If Riddle was telling the truth when he spoke to Slughorn, it indicates that he found nothing about Horcruxes in the library and that the book, Secrets of the Darkest Art (which we learn in Harry Potter and the Deathly Hallows is an authoritative source on the making and destruction of Horcruxes) had already been hidden away. Even then, though, Tom Riddle and the truth had, at best, no more than a nodding acquaintance. So it is entirely possible that Riddle had a greater understanding about how to create Horcruxes than he let on and could have created one. The author has stated that the ring Horcrux was made via the death of Tom Riddle Sr., which happened at the same time as Tom collected the ring from Morfin Gaunt; thus, if the ring was on Tom's finger in the memory, it must already have been a Horcrux. One of Dumbledore's infrequent mistakes is seen here; Dumbledore stated that once the ring was made into a Horcrux, Tom no longer wanted to wear it.

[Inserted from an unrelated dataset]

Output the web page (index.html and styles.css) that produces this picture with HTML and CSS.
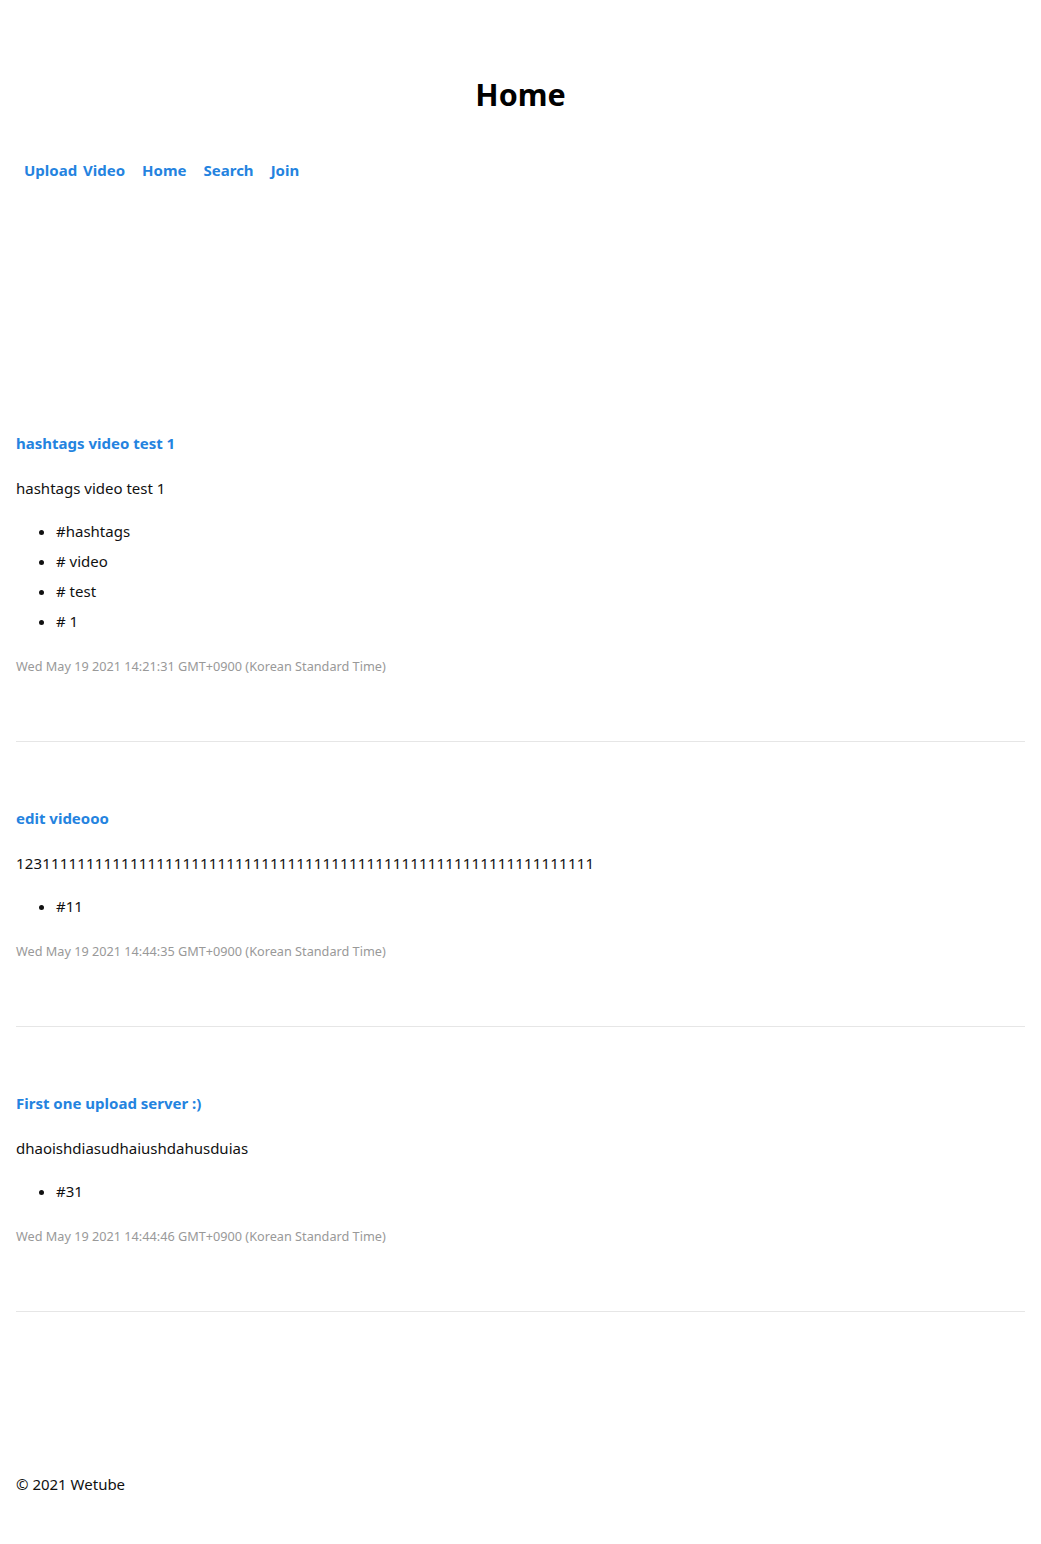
FILE: index.html
```html
<!DOCTYPE html>
<html lang="en">
<head>
<meta charset="utf-8">
<title>Home | Wetube</title>
<link rel="stylesheet" href="styles.css">
</head>
<body>
<div class="page">
  <header class="header">
    <h1 class="page-title">Home</h1>
    <nav class="nav">
      <a class="nav-link" href="#">Upload Video</a>
      <a class="nav-link" href="#">Home</a>
      <a class="nav-link" href="#">Search</a>
      <a class="nav-link" href="#">Join</a>
    </nav>
  </header>
  <main class="videos">
    <article class="video">
      <a class="video-title" href="#">hashtags video test 1</a>
      <p class="video-desc">hashtags video test 1</p>
      <ul class="tags">
        <li>#hashtags</li>
        <li># video</li>
        <li># test</li>
        <li># 1</li>
      </ul>
      <small class="video-date">Wed May 19 2021 14:21:31 GMT+0900 (Korean Standard Time)</small>
      <hr class="divider">
    </article>
    <article class="video">
      <a class="video-title" href="#">edit videooo</a>
      <p class="video-desc video-desc-digits">123111111111111111111111111111111111111111111111111111111111111111</p>
      <ul class="tags">
        <li>#11</li>
      </ul>
      <small class="video-date">Wed May 19 2021 14:44:35 GMT+0900 (Korean Standard Time)</small>
      <hr class="divider">
    </article>
    <article class="video">
      <a class="video-title" href="#">First one upload server :)</a>
      <p class="video-desc">dhaoishdiasudhaiushdahusduias</p>
      <ul class="tags">
        <li>#31</li>
      </ul>
      <small class="video-date">Wed May 19 2021 14:44:46 GMT+0900 (Korean Standard Time)</small>
      <hr class="divider">
    </article>
  </main>
  <footer class="footer">&copy; 2021 Wetube</footer>
</div>
</body>
</html>
```
FILE: styles.css
```css
html, body {
  margin: 0;
  padding: 0;
  background: #ffffff;
}
body {
  font-family: "Noto Sans", "Open Sans", sans-serif;
  font-size: 15px;
  color: #111111;
}
.page {
  padding: 0 16px;
}
.header {
  display: flex;
  flex-direction: column;
}
.page-title {
  margin: 74px 0 0;
  font-size: 30.5px;
  line-height: 40px;
  font-weight: 700;
  text-align: center;
  color: #000000;
}
.nav {
  display: flex;
  gap: 17px;
  margin-top: 46px;
  padding-left: 8px;
  line-height: 20px;
  word-spacing: 2px;
}
.nav-link,
.video-title {
  color: #2483df;
  font-weight: 700;
  text-decoration: none;
}
.videos {
  margin-top: 253px;
  display: flex;
  flex-direction: column;
}
.video {
  display: flex;
  flex-direction: column;
  align-items: flex-start;
}
.video-title {
  line-height: 20px;
  margin-bottom: 25px;
}
.video-desc {
  margin: 0 0 18px;
  line-height: 20px;
}
.video-desc-digits {
  letter-spacing: 0.18px;
}
.tags {
  margin: 0 0 22px;
  padding-left: 40px;
}
.tags li {
  line-height: 30px;
}
.video-date {
  font-size: 12.7px;
  line-height: 16px;
  color: #999999;
  margin-bottom: 67px;
}
.divider {
  align-self: stretch;
  margin: 0 0 66px;
  border: 0;
  border-top: 1px solid #e6e6e6;
}
.footer {
  margin-top: 96px;
  line-height: 20px;
  padding-bottom: 50px;
}
```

He is wearing it in this memory, and it is presumably already a Horcrux. Possibly, a better statement would have been, "Once he had made a second Horcrux, he felt a need to keep them all safe and separate from himself." Thus the ring Horcrux would have been hidden once he had made the diary Horcrux.

It is certain that Riddle would have waited to hide the ring Horcrux in the Gaunt shack until Morfin and Marvolo were no longer there. He had learned from Morfin that Marvolo had died. Having framed Morfin for Tom Riddle Sr.'s murder, Riddle would have known that Morfin was in Azkaban, but there is always the possibility, slim though it may be, that he would break out or be released. Presumably it was only after hearing about Morfin's death in prison that Riddle thought it safe to return to the Gaunt shack and hide the ring there. Having taken great pains to conceal his original name, and especially his middle name, Voldemort thought that it would be impossible to make the connection back to the Gaunt shack.